──────── Supplied information
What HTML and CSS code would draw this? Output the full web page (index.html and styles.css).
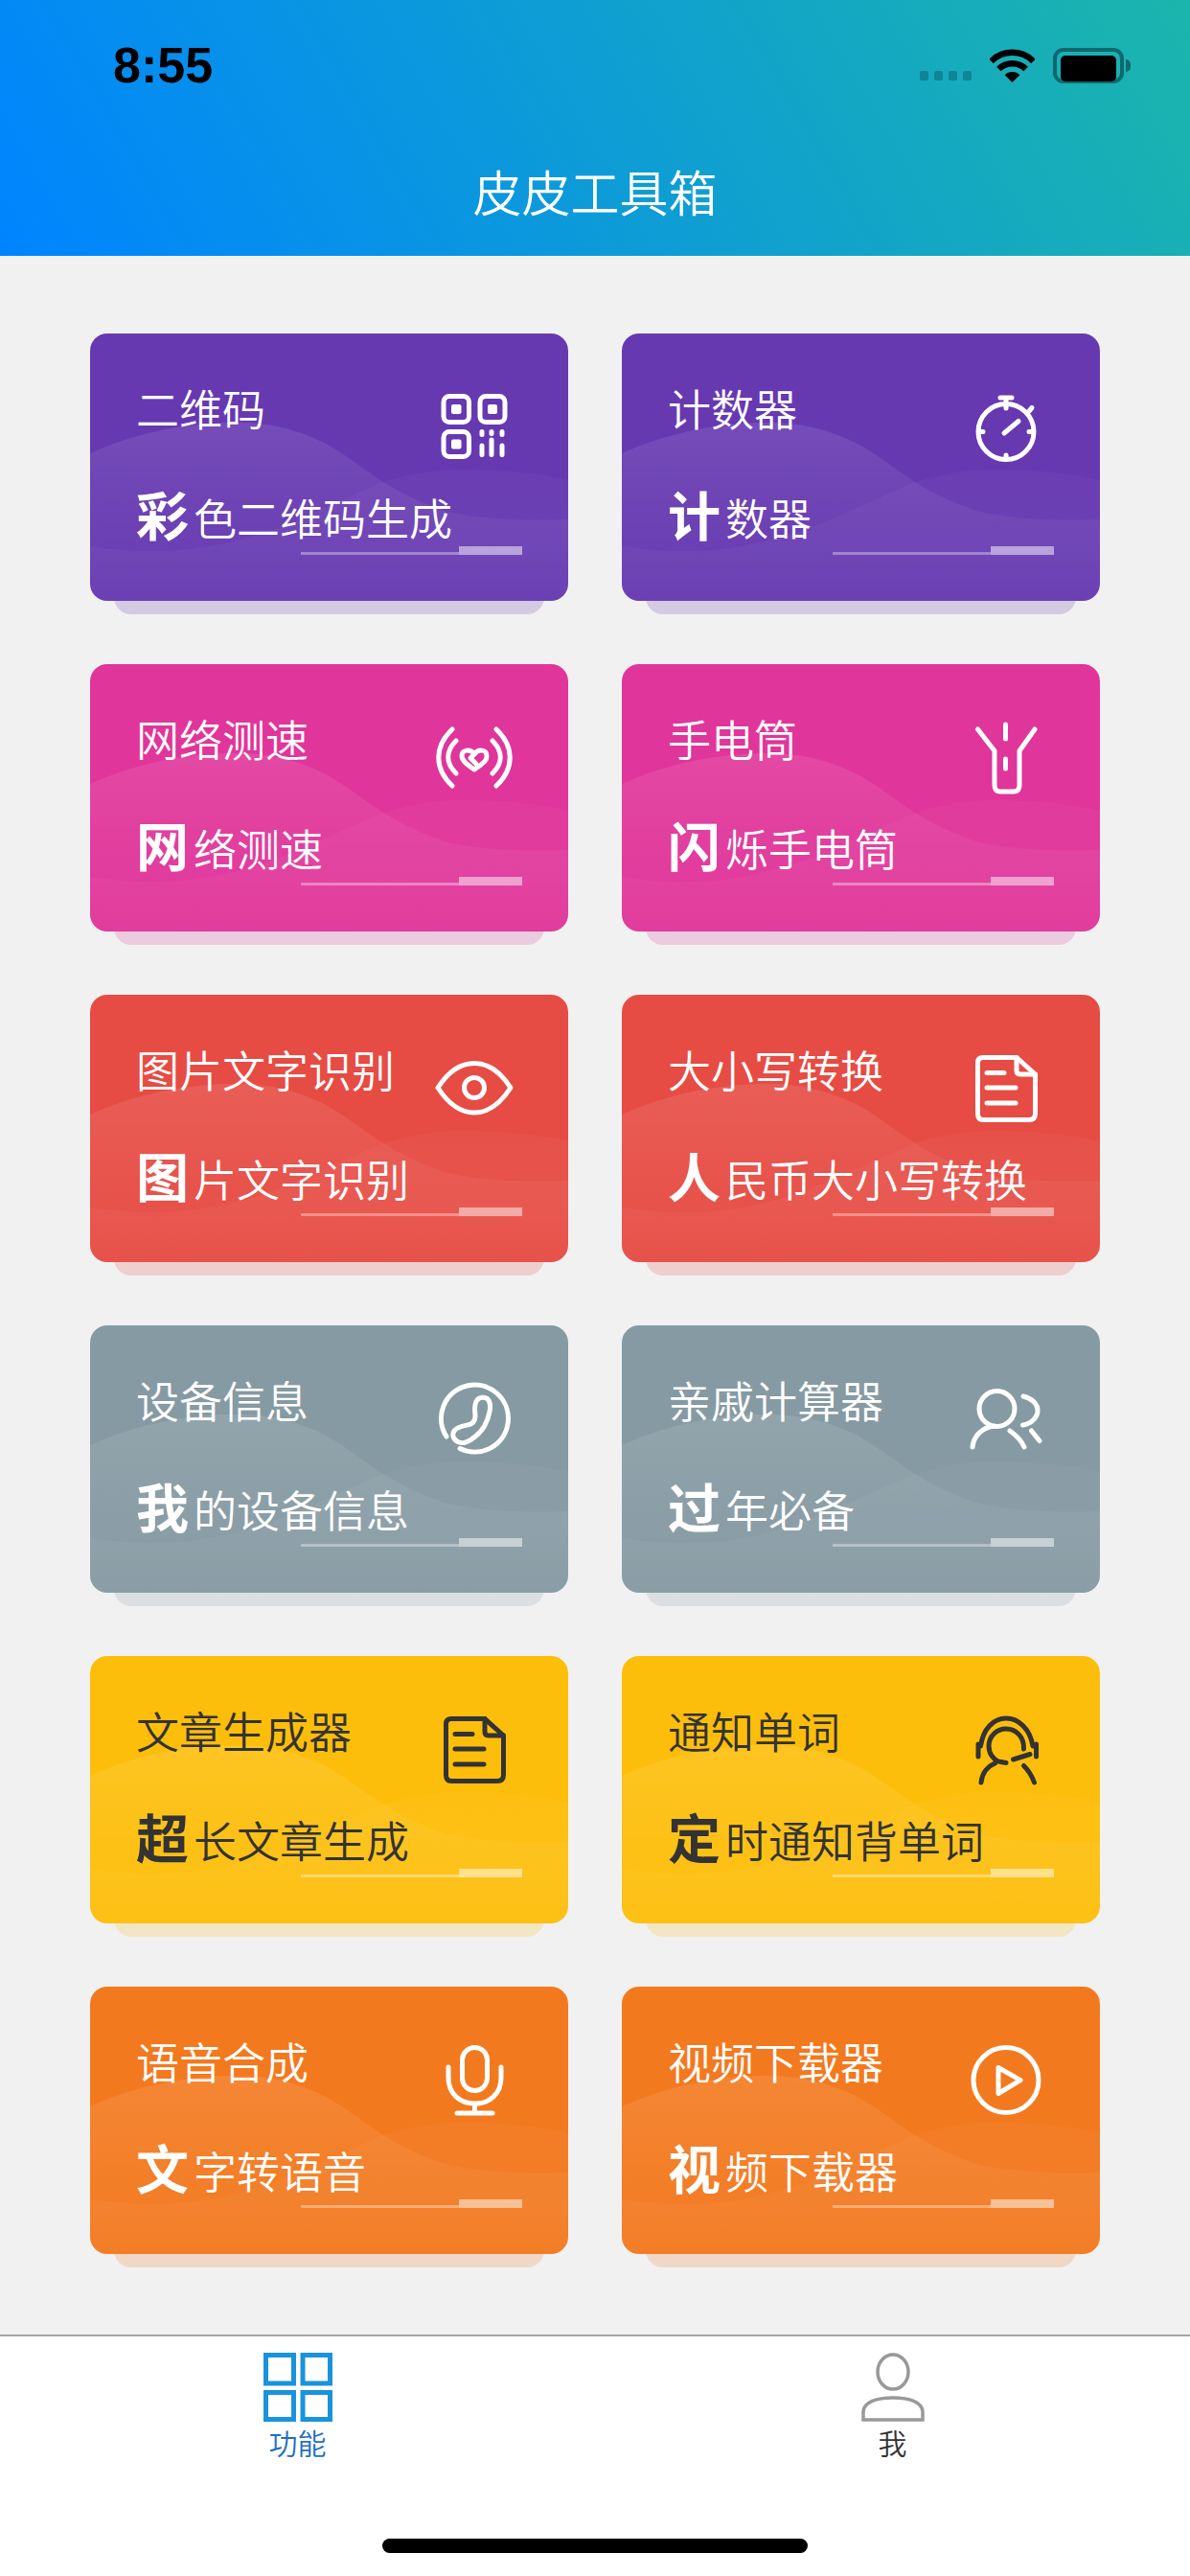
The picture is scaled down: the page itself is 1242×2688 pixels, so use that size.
FILE: index.html
```html
<!DOCTYPE html>
<html lang="zh-CN">
<head>
<meta charset="utf-8">
<title>皮皮工具箱</title>
<link rel="stylesheet" href="styles.css">
</head>
<body>
<svg class="sprite" aria-hidden="true">
  <defs>
    <linearGradient id="grad-a" x1="0" y1="90" x2="0" y2="279" gradientUnits="userSpaceOnUse">
      <stop offset="0" stop-color="#fff" stop-opacity=".1"/>
      <stop offset=".55" stop-color="#fff" stop-opacity=".045"/>
      <stop offset="1" stop-color="#fff" stop-opacity=".015"/>
    </linearGradient>
    <linearGradient id="grad-b" x1="0" y1="140" x2="0" y2="279" gradientUnits="userSpaceOnUse">
      <stop offset="0" stop-color="#fff" stop-opacity=".03"/>
      <stop offset=".6" stop-color="#fff" stop-opacity=".035"/>
      <stop offset="1" stop-color="#fff" stop-opacity=".02"/>
    </linearGradient>
    <symbol id="waves" viewBox="0 0 499 279">
      <path fill="url(#grad-a)" d="M0 125C40 107 90 94 145 93C190 92 220 102 246 115C270 128 285 142 306 155C330 170 350 178 370 185C400 193 450 196 499 194V279H0Z"/>
      <path fill="url(#grad-b)" d="M0 222C40 228 70 228 94 226C140 222 170 212 198 202C235 188 270 170 306 155C340 145 365 142 387 142C430 142 470 146 499 153V279H0Z"/>
    </symbol>
    <symbol id="i-qr" viewBox="0 0 90 90">
      <g class="ln">
        <rect x="13" y="13.500" width="26.500" height="27" rx="6"/>
        <rect x="51" y="13.500" width="26" height="27" rx="6"/>
        <rect x="13" y="50.500" width="26.500" height="26" rx="6"/>
        <path d="M53 50.500v3M63 50.500v2M74 50.500v3M53 65v9.500M63 59v15.500M74 65v9.500"/>
      </g>
      <rect class="fl" x="21" y="22" width="10.500" height="10" rx="2"/>
      <rect class="fl" x="59" y="22" width="10" height="10" rx="2"/>
      <rect class="fl" x="21" y="58.500" width="10.500" height="10" rx="2"/>
    </symbol>
    <symbol id="i-clock" viewBox="0 0 90 90">
      <g class="ln">
        <circle cx="45" cy="50.500" r="29"/>
        <path d="M39 15h12M45 15v6M43 52l15-12.500M69 29l3-3.500M45 22v4M45 75v4M17 50.500h4M69 50.500h4"/>
      </g>
    </symbol>
    <symbol id="i-signal" viewBox="0 0 90 90">
      <g class="ln">
        <path d="M22 16C3 34 3 57 22 75M26 28C15 39 15 51 26 62M68 16C87 34 87 57 68 75M64 28C75 39 75 51 64 62"/>
        <path d="M52 53L45 58C38 53 32 49 32 44C32 37 41 36 45 42C49 36 58 37 58 44C58 47 56 50 53 52"/>
        <path d="M45 42L41 46L47 52"/>
      </g>
    </symbol>
    <symbol id="i-torch" viewBox="0 0 90 90">
      <g class="ln">
        <path d="M44.500 11v15M44.500 47v10"/>
        <path d="M15.500 16L33 38.500V74Q33 81 39 81H53Q59 81 59 74V38.500L75 16"/>
      </g>
    </symbol>
    <symbol id="i-eye" viewBox="0 0 90 90">
      <g class="ln">
        <path d="M7 45C20 25 33 19.500 45 19.500C57 19.500 70 25 83 45C70 65 57 71 45 71C33 71 20 65 7 45Z"/>
        <circle cx="45" cy="45" r="10.500"/>
      </g>
    </symbol>
    <symbol id="i-doc" viewBox="0 0 90 90">
      <g class="ln">
        <path d="M21 13.500H56L75.500 31V72Q75.500 78.500 69 78.500H21Q15.500 78.500 15.500 72V19Q15.500 13.500 21 13.500Z"/>
        <path d="M56 13.500V27Q56 31 60 31H75.500"/>
        <path d="M25 29.500H43M25 45H55M25 61H55"/>
      </g>
    </symbol>
    <symbol id="i-phone" viewBox="0 0 90 90">
      <g class="ln">
        <path d="M16 64A35 35 0 1 1 30 76.500"/>
        <path d="M48 26C50 23 56 22 59 25C62 28 62 33 61 38C59 48 54 58 46 64C40 69 34 72 29 70C24 68 21 63 24 58C27 54 33 53 38 52C43 51 46 48 46 43C46 37 44 31 48 26Z"/>
      </g>
    </symbol>
    <symbol id="i-users" viewBox="0 0 90 90">
      <g class="ln">
        <circle cx="35.500" cy="35" r="18.500"/>
        <path d="M10 75C11 63 21 54 33 53M49 58C56 63 61 68 64 75M63 22C72 24 78 30 78 37C78 44 71 51 62.500 52M71.500 58L80 68.500"/>
      </g>
    </symbol>
    <symbol id="i-headset" viewBox="0 0 90 90">
      <g class="ln">
        <path d="M18.500 42C21 24 32 13 45 13C58 13 70 24 73 42M16 40V53M76.500 40V53"/>
        <path d="M63.500 45C64 32 55 24 45 24C35 24 27 32 27 42C27 50 32 56 37 58L45 59.500M52.500 56L70 50.500"/>
        <path d="M19 80C20 70 26 63 33.500 60M63.500 62.500C68 67 72 73 74.500 80"/>
      </g>
    </symbol>
    <symbol id="i-mic" viewBox="0 0 90 90">
      <g class="ln">
        <rect x="32.500" y="11.500" width="26" height="45" rx="13"/>
        <path d="M18 32V43C18 60 30 70 45.500 70C61 70 73 60 73 43V32M45.500 70V80M27 80H64"/>
      </g>
    </symbol>
    <symbol id="i-play" viewBox="0 0 90 90">
      <g class="ln">
        <circle cx="45" cy="45.500" r="34"/>
        <path d="M37 32.500L60 45.700L37 59.500Z"/>
      </g>
    </symbol>
  </defs>
</svg>

<header class="header">
  <div class="status">
    <span class="time">8:55</span>
    <div class="status-icons">
      <div class="signal"><i></i><i></i><i></i><i></i></div>
      <svg class="wifi" viewBox="0 0 47 36">
        <path class="wifi-arc" d="M1.500 14A31 31 0 0 1 45.500 14M9.400 22A20 20 0 0 1 37.600 22"/>
        <path d="M23.500 36L15.700 28.200A11 11 0 0 1 31.300 28.200Z"/>
      </svg>
      <div class="battery"><div class="battery-fill"></div></div>
    </div>
  </div>
  <h1 class="title">皮皮工具箱</h1>
</header>

<main class="main">
  <div class="grid">
    <a class="card purple">
      <svg class="waves"><use href="#waves"/></svg>
      <div class="card-top"><span class="card-title">二维码</span><svg class="icon"><use href="#i-qr"/></svg></div>
      <p class="card-sub"><b>彩</b>色二维码生成</p>
      <div class="rule"></div>
    </a>
    <a class="card purple">
      <svg class="waves"><use href="#waves"/></svg>
      <div class="card-top"><span class="card-title">计数器</span><svg class="icon"><use href="#i-clock"/></svg></div>
      <p class="card-sub"><b>计</b>数器</p>
      <div class="rule"></div>
    </a>
    <a class="card pink">
      <svg class="waves"><use href="#waves"/></svg>
      <div class="card-top"><span class="card-title">网络测速</span><svg class="icon"><use href="#i-signal"/></svg></div>
      <p class="card-sub"><b>网</b>络测速</p>
      <div class="rule"></div>
    </a>
    <a class="card pink">
      <svg class="waves"><use href="#waves"/></svg>
      <div class="card-top"><span class="card-title">手电筒</span><svg class="icon"><use href="#i-torch"/></svg></div>
      <p class="card-sub"><b>闪</b>烁手电筒</p>
      <div class="rule"></div>
    </a>
    <a class="card red">
      <svg class="waves"><use href="#waves"/></svg>
      <div class="card-top"><span class="card-title">图片文字识别</span><svg class="icon"><use href="#i-eye"/></svg></div>
      <p class="card-sub"><b>图</b>片文字识别</p>
      <div class="rule"></div>
    </a>
    <a class="card red">
      <svg class="waves"><use href="#waves"/></svg>
      <div class="card-top"><span class="card-title">大小写转换</span><svg class="icon"><use href="#i-doc"/></svg></div>
      <p class="card-sub"><b>人</b>民币大小写转换</p>
      <div class="rule"></div>
    </a>
    <a class="card grey">
      <svg class="waves"><use href="#waves"/></svg>
      <div class="card-top"><span class="card-title">设备信息</span><svg class="icon"><use href="#i-phone"/></svg></div>
      <p class="card-sub"><b>我</b>的设备信息</p>
      <div class="rule"></div>
    </a>
    <a class="card grey">
      <svg class="waves"><use href="#waves"/></svg>
      <div class="card-top"><span class="card-title">亲戚计算器</span><svg class="icon"><use href="#i-users"/></svg></div>
      <p class="card-sub"><b>过</b>年必备</p>
      <div class="rule"></div>
    </a>
    <a class="card yellow">
      <svg class="waves"><use href="#waves"/></svg>
      <div class="card-top"><span class="card-title">文章生成器</span><svg class="icon"><use href="#i-doc"/></svg></div>
      <p class="card-sub"><b>超</b>长文章生成</p>
      <div class="rule"></div>
    </a>
    <a class="card yellow">
      <svg class="waves"><use href="#waves"/></svg>
      <div class="card-top"><span class="card-title">通知单词</span><svg class="icon"><use href="#i-headset"/></svg></div>
      <p class="card-sub"><b>定</b>时通知背单词</p>
      <div class="rule"></div>
    </a>
    <a class="card orange">
      <svg class="waves"><use href="#waves"/></svg>
      <div class="card-top"><span class="card-title">语音合成</span><svg class="icon"><use href="#i-mic"/></svg></div>
      <p class="card-sub"><b>文</b>字转语音</p>
      <div class="rule"></div>
    </a>
    <a class="card orange">
      <svg class="waves"><use href="#waves"/></svg>
      <div class="card-top"><span class="card-title">视频下载器</span><svg class="icon"><use href="#i-play"/></svg></div>
      <p class="card-sub"><b>视</b>频下载器</p>
      <div class="rule"></div>
    </a>
  </div>
</main>

<footer class="tabbar">
  <nav class="tabs">
    <a class="tab tab-on">
      <svg class="tab-icon" viewBox="0 0 72 72">
        <g class="tab-grid">
          <rect x="2.500" y="2.500" width="29" height="29.500"/>
          <rect x="41" y="2.500" width="28.500" height="29.500"/>
          <rect x="2.500" y="41.500" width="29" height="28"/>
          <rect x="41" y="41.500" width="28.500" height="28"/>
        </g>
      </svg>
      <span>功能</span>
    </a>
    <a class="tab">
      <svg class="tab-icon" viewBox="0 0 72 72">
        <g class="tab-user">
          <ellipse cx="36" cy="20" rx="16" ry="18"/>
          <path d="M5 70V62C5 51 20 47 36 47C52 47 67 51 67 62V70Z"/>
        </g>
      </svg>
      <span>我</span>
    </a>
  </nav>
  <div class="home"></div>
</footer>
</body>
</html>
```

FILE: styles.css
```css
* { box-sizing: border-box; }
html, body { margin: 0; padding: 0; }
body {
  width: 1242px;
  height: 2688px;
  display: flex;
  flex-direction: column;
  background: #f1f1f1;
  font-family: "Noto Sans CJK SC", "Noto Sans", sans-serif;
  overflow: hidden;
}
.sprite { position: absolute; width: 0; height: 0; }

.header {
  height: 267px;
  flex: none;
  background: linear-gradient(60deg, #0084ff 0%, #1cb5ac 100%);
}
.status {
  height: 136px;
  padding: 0 64px 0 118px;
  display: flex;
  align-items: center;
  justify-content: space-between;
}
.time {
  font: 700 52px/1 "Liberation Sans", Arial, sans-serif;
  color: #000;
}
.status-icons { display: flex; align-items: center; gap: 19px; }
.signal { display: flex; gap: 6px; align-self: flex-end; margin-bottom: 3px; }
.signal i { width: 9px; height: 10px; border-radius: 2px; background: rgba(0, 0, 0, .22); }
.wifi { width: 47px; height: 36px; fill: #000; }
.wifi-arc { fill: none; stroke: #000; stroke-width: 6.5; }
.battery {
  position: relative;
  width: 74px;
  height: 37px;
  padding: 5px;
  border: 4px solid rgba(0, 0, 0, .4);
  border-radius: 11px;
  margin-right: 5px;
}
.battery::after {
  content: "";
  position: absolute;
  top: 8px;
  right: -11px;
  width: 5px;
  height: 13px;
  border-radius: 0 5px 5px 0;
  background: rgba(0, 0, 0, .4);
}
.battery-fill { margin: -1px; height: 27px; border-radius: 5px; background: #000; }
.title {
  margin: 0;
  height: 131px;
  padding-bottom: 6px;
  display: flex;
  align-items: center;
  justify-content: center;
  font-size: 51px;
  font-weight: 350;
  color: #fff;
}

.main {
  flex: 1;
  padding: 81px 94px 0;
  isolation: isolate;
}
.grid {
  display: grid;
  grid-template-columns: 499px 499px;
  grid-auto-rows: 279px;
  column-gap: 56px;
  row-gap: 66px;
}
.card {
  position: relative;
  display: block;
  padding: 48px 53px 0 48px;
  border-radius: 18px;
  background: var(--c);
  color: var(--t, #fff);
}
.card::after {
  content: "";
  position: absolute;
  left: 25px;
  right: 25px;
  bottom: -14px;
  height: 60px;
  border-radius: 18px;
  background: var(--c);
  opacity: .2;
  z-index: -1;
}
.purple { --c: #6639b1; }
.pink { --c: #e0359a; }
.red { --c: #e64c44; }
.grey { --c: #869aa3; }
.yellow { --c: #fdbe0b; --t: #333; }
.orange { --c: #f3791f; }

.waves {
  position: absolute;
  left: 0;
  top: 0;
  width: 100%;
  height: 100%;
  border-radius: 18px;
}
.card-top {
  position: relative;
  height: 107px;
  display: flex;
  justify-content: space-between;
  align-items: flex-start;
}
.card-title { font-size: 45px; line-height: 60px; font-weight: 350; }
.icon { width: 90px; height: 90px; margin-top: 4px; flex: none; }
.ln { fill: none; stroke: currentColor; stroke-width: 5; stroke-linecap: round; stroke-linejoin: round; }
.fl { fill: currentColor; }
.card-sub {
  position: relative;
  margin: 0;
  height: 64px;
  font-size: 45px;
  line-height: 64px;
  font-weight: 350;
  white-space: nowrap;
}
.card-sub b { font-size: 55px; font-weight: 700; margin-right: 5px; }
.rule {
  position: absolute;
  right: 48px;
  bottom: 48px;
  width: 231px;
  height: 9px;
  background:
    linear-gradient(rgba(255, 255, 255, .5), rgba(255, 255, 255, .5)) right bottom / 66px 9px no-repeat,
    linear-gradient(rgba(255, 255, 255, .35), rgba(255, 255, 255, .35)) left bottom / 165px 3px no-repeat;
}

.tabbar {
  height: 252px;
  flex: none;
  display: flex;
  flex-direction: column;
  border-top: 2px solid #a6a6a6;
  background: #fff;
}
.tabs { display: flex; }
.tab {
  flex: 1;
  padding-top: 17px;
  display: flex;
  flex-direction: column;
  align-items: center;
  font-size: 30px;
  line-height: 36px;
  font-weight: 350;
  color: #333;
}
.tab-on { color: #1f6fc4; }
.tab-icon { width: 72px; height: 72px; margin-bottom: 3px; }
.tab-grid { fill: none; stroke: #1a93dd; stroke-width: 5; }
.tab-user { fill: none; stroke: #999; stroke-width: 3.500; }
.home {
  width: 444px;
  height: 15px;
  margin: auto auto 24px;
  border-radius: 8px;
  background: #000;
}
```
────────────────
Every line in the data that holds "size" should be copied out.

The picture is scaled down: the page itself is 1242×2688 pixels, so use that size.
  font-size: 51px;
.card-title { font-size: 45px; line-height: 60px; font-weight: 350; }
  font-size: 45px;
.card-sub b { font-size: 55px; font-weight: 700; margin-right: 5px; }
  font-size: 30px;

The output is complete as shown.